A “importância” histórica de um vice-presidente e os embates políticos entre Alckmin e Lula
Se há algo que o brasileiro já deveria ter aprendido é de que o vice não é um cargo “só para preencher campanha” nas eleições. Dos 38 presidentes do período republicano no Brasil, oito destes haviam sido vices, sendo dois os que assumiram o cargo máximo do executivo através do processo de impeachment.
Lula (PT), no entanto, convidou Geraldo Alckmin (PSB) para ser seu candidato a vice, fazendo com que a reação de seu eleitorado fosse imediata, tanto os que apoiaram a chapa, assim como os que teceram duras críticas à união dos candidatos. Vale lembrar que ambos travaram embates ideológicos dentro da política brasileira nos últimos 16 anos. Em 2006, por exemplo, disputaram à presidência da república e foram para 2º turno, eleição essa que teve como vencedor o então candidato à reeleição, Luiz Inácio Lula da Silva (PT).

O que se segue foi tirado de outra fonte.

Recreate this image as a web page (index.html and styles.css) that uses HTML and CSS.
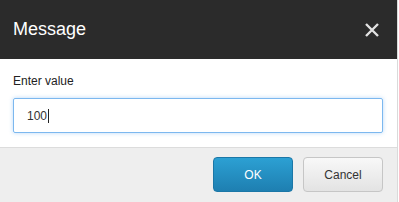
FILE: index.html
```html
<!DOCTYPE html>
<html>
<head>
<meta charset="utf-8">
<link rel="stylesheet" href="styles.css">
</head>
<body>
<div class="dialog">
  <div class="header">
    <div class="title">Message</div>
    <button class="close" aria-label="Close">
      <svg width="14" height="14" viewBox="0 0 14 14"><path d="M1 1 L13 13 M13 1 L1 13" stroke="#e2e2e2" stroke-width="2.4" fill="none"/></svg>
    </button>
  </div>
  <div class="content">
    <label class="label">Enter value</label>
    <div class="field" role="textbox">100<span class="caret"></span></div>
  </div>
  <div class="footer">
    <button class="btn btn-primary">OK</button>
    <button class="btn btn-default">Cancel</button>
  </div>
</div>
</body>
</html>
```
FILE: styles.css
```css
html, body {
  margin: 0;
  padding: 0;
  background: #fff;
}
body {
  width: 399px;
  height: 202px;
  overflow: hidden;
  font-family: "Liberation Sans", Arial, sans-serif;
}
.dialog {
  width: 398px;
  height: 202px;
  box-sizing: border-box;
  border-right: 1px solid #dadada;
  display: flex;
  flex-direction: column;
}
.header {
  height: 59px;
  flex: none;
  background: #2b2b2b;
  display: flex;
  align-items: center;
  padding: 0 18px 0 13px;
}
.title {
  color: #fff;
  font-size: 18px;
  flex: 1;
}
.close {
  background: none;
  border: 0;
  padding: 0;
  width: 14px;
  height: 14px;
  display: flex;
}
.content {
  background: #fff;
  padding: 15px 14px 14px 13px;
  display: flex;
  flex-direction: column;
  border-bottom: 1px solid #dcdcdc;
}
.label {
  font-size: 12px;
  line-height: 14px;
  color: #222;
  margin-bottom: 10px;
}
.field {
  box-sizing: border-box;
  width: 370px;
  height: 35px;
  border: 1px solid #7cb8ef;
  border-radius: 2px;
  box-shadow: 0 0 4px rgba(100, 170, 240, 0.45);
  padding: 0 13px;
  font-size: 12px;
  color: #333;
  display: flex;
  align-items: center;
}
.caret {
  display: inline-block;
  width: 1px;
  height: 14px;
  background: #222;
  margin-left: 1px;
}
.footer {
  flex: 1;
  background: #eeeeee;
  display: flex;
  justify-content: flex-end;
  align-items: flex-start;
  gap: 10px;
  padding: 9px 14px 0 0;
}
.btn {
  width: 80px;
  height: 35px;
  box-sizing: border-box;
  border-radius: 4px;
  font-family: "Liberation Sans", Arial, sans-serif;
  font-size: 12px;
  padding: 0;
  cursor: pointer;
}
.btn-primary {
  background: linear-gradient(#2ca0d3, #1e7fb1);
  border: 1px solid #1b77a7;
  color: #fff;
}
.btn-default {
  background: linear-gradient(#f8f8f8, #e3e3e3);
  border: 1px solid #c6c6c6;
  color: #333;
}
```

Outra corrida presidencial que os dois políticos disputam, ainda que indiretamente, ocorreu no ano de 2018. Alckmin era candidato pelo PSDB e Lula, que havia sido preso por corrupção e lavagem de dinheiro, estava apoiando o candidato pelo PT, Fernando Haddad. Daí vem o logotipo usado na campanha de Haddad: “Haddad é Lula”, como se o ex-prefeito de São Paulo representasse o ex-presidente petista nas eleições daquele ano.